By Dan Walters

California voters will weigh in next year on “eminent domain,” the quaintly named procedure by which governments seize private property for ostensibly public purposes, and a preview of the forthcoming battle was staged in the Capitol on Thursday.

Two Senate committees met back-to-back in the same room and approved a bill that’s part of a drive by local governments to change eminent domain rules just enough to stave off a more far-reaching overhaul by property rights groups.

The measure, Assembly Bill 887, had been defeated in the Senate Local Government Committee on Wednesday as Sen. Mike Machado, D-Linden, joined Republicans in opposition. But after some parliamentary maneuvers, the committee reconvened on Thursday and Machado switched sides, sending the bill to the Senate Judiciary Committee, which met minutes later and approved it. Machado said he had been given assurances that some provisions would be altered.

Republicans fumed that procedural rules were bent or broken to give the bill a second chance in Local Government. “It is not proper for the committee to hear the bill,” Sen. Dave Cox, R-Fair Oaks, complained, adding, “The public has been completely eliminated from participation.”

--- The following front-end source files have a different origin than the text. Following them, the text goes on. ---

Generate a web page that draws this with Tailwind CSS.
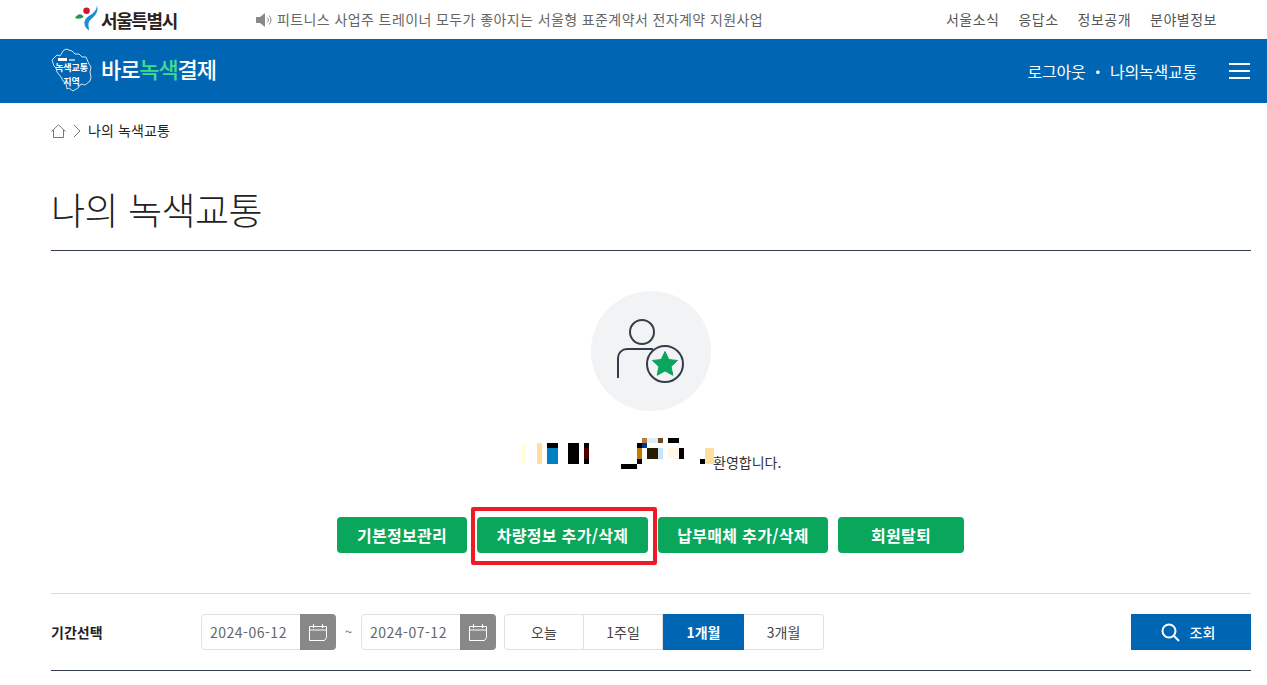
<!DOCTYPE html>
<html lang="ko">
<head>
  <meta charset="UTF-8" />
  <meta name="viewport" content="width=device-width, initial-scale=1" />
  <title>나의 녹색교통</title>
  <script src="https://cdn.jsdelivr.net/npm/@tailwindcss/browser@4"></script>
</head>
<body class="bg-white h-[685px] overflow-hidden font-['Noto_Sans_CJK_KR','Noto_Sans',sans-serif]">
  <!-- top bar -->
  <div class="h-[39px] flex items-center text-[#666] text-[14px]">
    <div class="w-[256px] pl-[75px] flex items-center shrink-0">
      <svg width="25" height="26" viewBox="0 0 26 26" class="mb-[3px]">
        <path d="M0 13 C3 8 7 8 9 12 C6 14 3 14 0 13Z" fill="#1f9a4a" />
        <circle cx="12" cy="5.5" r="3.4" fill="#d8152f" />
        <path d="M23 0 C25 8 19 12 16 15 C13 18 14 22 15 26 C9 23 8 16 13 12 C17 9 22 7 23 0Z" fill="#1b8fd0" />
      </svg>
      <span class="ml-[1px] text-[18px] font-bold text-[#2b2222] tracking-[-1.4px] leading-none">서울특별시</span>
    </div>
    <svg width="17" height="14" viewBox="0 0 17 14" class="shrink-0">
      <path d="M0 4h4l5-4v14l-5-4H0Z" fill="#888" />
      <path d="M11 4.5a3 3 0 0 1 0 5M13 2.5a6 6 0 0 1 0 9" fill="none" stroke="#888" />
    </svg>
    <span class="ml-[4px] tracking-[0.4px]">피트니스 사업주 트레이너 모두가 좋아지는 서울형 표준계약서 전자계약 지원사업</span>
    <nav class="ml-auto mr-[50px] flex gap-[19px] text-[#555] tracking-[0.5px]">
      <a>서울소식</a><a>응답소</a><a>정보공개</a><a>분야별정보</a>
    </nav>
  </div>

  <!-- blue header -->
  <header class="h-[64px] bg-[#0066b3] flex items-center pl-[51px] pr-[17px] text-white">
    <div class="relative w-[41px] h-[44px] shrink-0 -mt-[2px]">
      <svg width="41" height="44" viewBox="0 0 41 44" class="absolute inset-0">
        <path d="M1 12 L6 7 L9 8 L12 3 L15 1 L21 3 L24 6 L28 6 L31 9 L35 9 L38 16 L40 19 L39 24 L40 29 L39 33 L34 37 L30 36 L27 40 L22 43 L18 40 L16 41 L15 35 L12 33 L10 29 L6 24 L5 20 L3 18Z" fill="none" stroke="#cfe3f3" stroke-width="1" stroke-linejoin="round" />
      </svg>
      <div class="absolute inset-0 flex flex-col items-center justify-center text-[9px] font-bold leading-[14px] tracking-[-0.1px] pt-[9px]">
        <span>녹색교통</span><span>지역</span>
      </div>
      <span class="absolute left-[7px] top-[10px] h-[3px] w-[9px] bg-white"></span>
      <span class="absolute left-[18px] top-[11px] h-[2px] w-[6px] bg-white/60"></span>
    </div>
    <div class="ml-[9px] -mt-[5px] text-[22px] font-medium tracking-[-1.1px]">바로<span class="text-[#3fdc8a]">녹색</span>결제</div>
    <div class="ml-auto text-[16px] tracking-[-0.2px]">로그아웃 ・ 나의녹색교통</div>
    <div class="ml-[32px] w-[21px] flex flex-col gap-[5px]">
      <span class="h-[2px] bg-white"></span><span class="h-[2px] bg-white"></span><span class="h-[2px] bg-white"></span>
    </div>
  </header>

  <main class="pl-[51px] pr-[16px]">
    <!-- breadcrumb -->
    <div class="h-[56px] flex items-center text-[14px] text-[#222]">
      <svg width="15" height="14" viewBox="0 0 15 14" fill="none" stroke="#777">
        <path d="M0.5 7.5 7.5 0.8l7 6.7M2.5 6v7.5h10V6" />
      </svg>
      <svg width="8" height="14" viewBox="0 0 8 14" fill="none" stroke="#777" class="ml-[7px]"><path d="M1 1l6 6-6 6" /></svg>
      <span class="ml-[7px] mb-[2px] tracking-[0.1px]">나의 녹색교통</span>
    </div>

    <h1 class="h-[92px] pt-[22px] border-b border-[#333d4b] text-[37px] font-light text-[#222] leading-[56px] tracking-[-0.5px]">나의 녹색교통</h1>

    <!-- profile -->
    <div class="mt-[40px] flex justify-center">
      <div class="w-[120px] h-[120px] rounded-full bg-[#f2f3f5] flex items-center justify-center">
        <svg width="72" height="66" viewBox="0 0 72 66" fill="none" stroke="#333d4b" stroke-width="2">
          <circle cx="27" cy="14" r="12" />
          <path d="M3 60V40a9 9 0 0 1 9-9h26" />
          <circle cx="50" cy="46" r="18" fill="#f2f3f5" />
          <path d="M50 33.500l3.800 8 8.700 1-6.400 6 1.700 8.700-7.800-4.300-7.800 4.300 1.700-8.700-6.400-6 8.700-1Z" fill="#0aa65c" stroke="#0aa65c" stroke-width="1" stroke-linejoin="round" />
        </svg>
      </div>
    </div>

    <!-- welcome, name is mosaicked -->
    <div class="relative h-[59px]">
      <svg width="250" height="35" viewBox="470 438 250 35" class="absolute left-[419px] top-[27px]">
        <rect x="521" y="443" width="5" height="21" fill="#ffffd8" />
        <rect x="537" y="443" width="5" height="21" fill="#ffdf9e" />
        <rect x="547" y="443" width="11" height="5" fill="#000" />
        <rect x="547" y="448" width="11" height="16" fill="#0080c4" />
        <rect x="568" y="443" width="11" height="21" fill="#000" />
        <rect x="584" y="443" width="5" height="21" fill="#000" />
        <rect x="584" y="448" width="5" height="11" fill="#4b0000" />
        <rect x="621" y="464" width="16" height="5" fill="#000" />
        <rect x="637" y="459" width="5" height="5" fill="#000" />
        <rect x="637" y="448" width="5" height="11" fill="#c47a00" />
        <rect x="637" y="443" width="5" height="5" fill="#000" />
        <rect x="642" y="443" width="5" height="5" fill="#003a8c" />
        <rect x="642" y="438" width="5" height="5" fill="#b87a3e" />
        <rect x="647" y="438" width="11" height="5" fill="#deedf8" />
        <rect x="658" y="438" width="5" height="5" fill="#6e4a1e" />
        <rect x="647" y="448" width="11" height="11" fill="#2a1a00" />
        <rect x="658" y="448" width="5" height="11" fill="#c8e4f8" />
        <rect x="668" y="448" width="11" height="11" fill="#fff6e8" />
        <rect x="679" y="448" width="5" height="11" fill="#000" />
        <rect x="668" y="438" width="11" height="5" fill="#000" />
        <rect x="700" y="459" width="5" height="5" fill="#000" />
        <rect x="705" y="448" width="9" height="16" fill="#ffdf9e" />
      </svg>
      <span class="absolute left-[662px] top-[39px] text-[14px] leading-[24px] text-[#333]">환영합니다.</span>
    </div>

    <!-- action buttons -->
    <div class="mt-[47px] flex justify-center gap-[10px] pr-[1px] text-white text-[16px] font-bold tracking-[0.3px]">
      <button class="h-[36px] w-[130px] rounded-[4px] bg-[#0aa65c]">기본정보관리</button>
      <div class="relative">
        <button class="h-[36px] w-[171px] rounded-[4px] bg-[#0aa65c]">차량정보 추가/삭제</button>
        <div class="absolute -left-[6px] -right-[9px] -top-[10px] -bottom-[12px] border-[4px] border-[#ed1c24] rounded-[2px]"></div>
      </div>
      <button class="h-[36px] w-[170px] rounded-[4px] bg-[#0aa65c]">납부매체 추가/삭제</button>
      <button class="h-[36px] w-[126px] rounded-[4px] bg-[#0aa65c]">회원탈퇴</button>
    </div>

    <!-- period filter -->
    <div class="mt-[40px] h-[77px] border-t border-[#dcdcdc] flex items-center">
      <span class="w-[150px] text-[14px] font-bold text-[#222]">기간선택</span>
      <div class="w-[135px] h-[36px] flex rounded-[4px] border border-[#e0e0e0] text-[14px] text-[#666] tracking-[0.5px]">
        <span class="flex-1 pl-[8px] leading-[34px]">2024-06-12</span>
        <span class="w-[36px] -my-px -mr-px bg-[#888] rounded-r-[4px] flex items-center justify-center">
          <svg width="18" height="18" viewBox="0 0 18 18" fill="none" stroke="#fff"><path d="M0.500 3.500h17v11l-2 3h-15ZM0.500 7h17M4.500 1v4M13.500 1v4" /></svg>
        </span>
      </div>
      <span class="w-[25px] text-center text-[13px] text-[#666]">~</span>
      <div class="w-[135px] h-[36px] flex rounded-[4px] border border-[#e0e0e0] text-[14px] text-[#666] tracking-[0.5px]">
        <span class="flex-1 pl-[8px] leading-[34px]">2024-07-12</span>
        <span class="w-[36px] -my-px -mr-px bg-[#888] rounded-r-[4px] flex items-center justify-center">
          <svg width="18" height="18" viewBox="0 0 18 18" fill="none" stroke="#fff"><path d="M0.500 3.500h17v11l-2 3h-15ZM0.500 7h17M4.500 1v4M13.500 1v4" /></svg>
        </span>
      </div>
      <div class="ml-[8px] h-[36px] flex text-[14px] text-[#444] text-center leading-[34px]">
        <span class="w-[80px] border border-[#e0e0e0] rounded-l-[4px]">오늘</span>
        <span class="w-[79px] border border-l-0 border-[#e0e0e0]">1주일</span>
        <span class="w-[81px] bg-[#0066b3] text-white font-bold leading-[36px]">1개월</span>
        <span class="w-[80px] border border-l-0 border-[#e0e0e0] rounded-r-[4px]">3개월</span>
      </div>
      <button class="ml-auto w-[120px] h-[36px] bg-[#0066b3] text-white text-[14px] font-medium flex items-center justify-center gap-[10px] pr-[6px]">
        <svg width="19" height="19" viewBox="0 0 19 19" fill="none" stroke="#fff" stroke-width="2"><circle cx="8" cy="8" r="6.500" /><path d="M13 13l5 5" /></svg>
        조회
      </button>
    </div>
    <div class="h-px bg-[#333d4b]"></div>
  </main>
</body>
</html>
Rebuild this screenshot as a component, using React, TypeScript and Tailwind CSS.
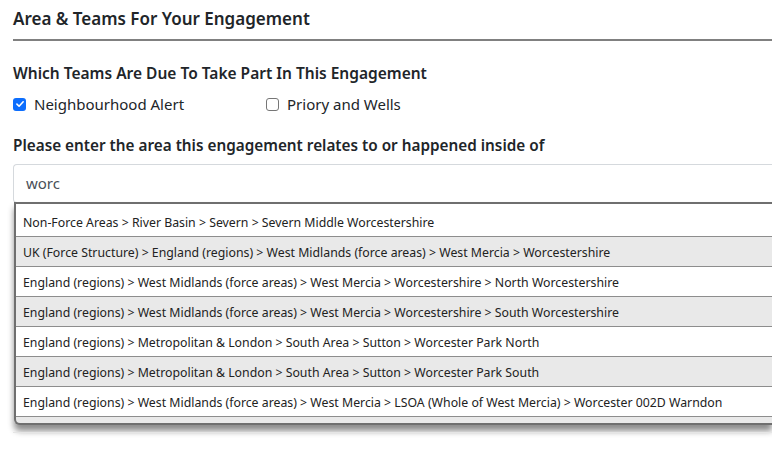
import { ReactElement } from "react";

const results = [
  "Non-Force Areas > River Basin > Severn > Severn Middle Worcestershire",
  "UK (Force Structure) > England (regions) > West Midlands (force areas) > West Mercia > Worcestershire",
  "England (regions) > West Midlands (force areas) > West Mercia > Worcestershire > North Worcestershire",
  "England (regions) > West Midlands (force areas) > West Mercia > Worcestershire > South Worcestershire",
  "England (regions) > Metropolitan & London > South Area > Sutton > Worcester Park North",
  "England (regions) > Metropolitan & London > South Area > Sutton > Worcester Park South",
  "England (regions) > West Midlands (force areas) > West Mercia > LSOA (Whole of West Mercia) > Worcester 002D Warndon",
];

const App = (): ReactElement => {
  return (
    <div
      className="w-full h-[449px] overflow-hidden bg-white pl-[13px] text-[#212529]"
      style={{ fontFamily: '"Noto Sans", "Open Sans", sans-serif' }}
    >
      <h1 className="pt-[7px] h-[39px] text-[17px] font-semibold leading-[24px]">
        Area &amp; Teams For Your Engagement
      </h1>
      <div className="h-[2px] bg-[#808080]" />

      <h2 className="mt-[21px] text-[15.5px] font-semibold leading-[22px]">
        Which Teams Are Due To Take Part In This Engagement
      </h2>
      <div className="mt-[9px] flex items-center text-[15px] leading-[22px]">
        <label className="flex items-center w-[253px] gap-[8px]">
          <span className="flex h-[13px] w-[13px] items-center justify-center rounded-[3px] bg-[#0d6efd]">
            <svg viewBox="0 0 12 12" className="h-[10px] w-[10px]">
              <path d="M2.3 6.2 L4.9 8.7 L9.8 3.4" fill="none" stroke="white" strokeWidth="1.9" strokeLinecap="round" strokeLinejoin="round" />
            </svg>
          </span>
          Neighbourhood Alert
        </label>
        <label className="flex items-center gap-[8px]">
          <span className="h-[13px] w-[13px] rounded-[3px] border border-[#767676] bg-white" />
          Priory and Wells
        </label>
      </div>

      <h2 className="mt-[19px] text-[15.3px] font-semibold leading-[22px]">
        Please enter the area this engagement relates to or happened inside of
      </h2>
      <div className="mt-[8px]">
        <div className="h-[39px] rounded-l-[4px] border border-r-0 border-[#d5d9dd] pl-[12px] flex items-center text-[15px] text-[#495057]">
          worc
        </div>
        <div className="ml-[1px] -mt-[1px] rounded-bl-[6px] border-2 border-r-0 border-[#6f6f6f] bg-[#e9e9e9] pb-[6px] shadow-[0_6px_6px_rgba(0,0,0,0.45)]">
          <div className="h-[3px] bg-white" />
          {results.map((r, i) => (
            <div
              key={r}
              className={`h-[30px] border-b border-[#8d8d8d] pl-[7px] pt-[3px] flex items-center whitespace-nowrap text-[12.3px] text-[#222] ${
                i % 2 === 1 ? "bg-[#e9e9e9]" : "bg-white"
              }`}
            >
              {r}
            </div>
          ))}
        </div>
      </div>
      <div className="mt-[7px] h-px bg-[#e5e5e5]" />
    </div>
  );
};

export default App;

AB 887, carried by Assemblyman Hector De La Torre, D-South Gate, would provide businesses displaced by property seizures with some additional safeguards and compensation and is a companion to a constitutional amendment that would prohibit residential property from being seized and then resold or given to another private party.

The constitutional amendment requires a two-thirds vote to make it to the ballot, and is unlikely to pass because Republicans are opposed. But its sponsors — local governments and environmental groups, mostly — are circulating a similar initiative that would appear on the ballot if sufficient signatures are gathered. Opponents of eminent domain, meanwhile, are planning their own ballot measure to outlaw the seizure of private property for anything other than purely public purposes, such as roads and schools.

The maneuvering stems from a 2005 U.S. Supreme Court decision that private property could be seized for a private development as part of a redevelopment plan, touching off a firestorm of criticism from property rights groups. Last year, California voters rejected a ballot measure (Proposition 90) that would have prohibited such seizures, but also required governments to give property owners compensation for what was called “regulatory taking,” such as downzoning property.

Advocates of that measure are back with a new proposal that doesn’t include the regulatory takings language, at least not directly, and local officials are clearly concerned that it could pass, thus putting a crimp in their commercial redevelopment plans. They have, therefore, written their alternative measure that protects residential property from seizure and the De La Torre bill to provide additional protections to commercial property, though it stops short of prohibiting seizure.

That omission drew some pointed criticism in the Local Government Committee staff analysis. In a passage headed “fig leaves,” committee consultant Peter Detwiler wrote: “Why should a redevelopment agency take private property from one owner in order to sell it to another private party?” adding, “It’s one thing for a government agency to take private property for a public works project like widening a highway or building a fire station. It’s entirely different when public officials use their eminent domain powers to take a house or small business and turn over the property to a developer for a new shopping center. Where’s the public use?”

That’s the question that California voters will face next year.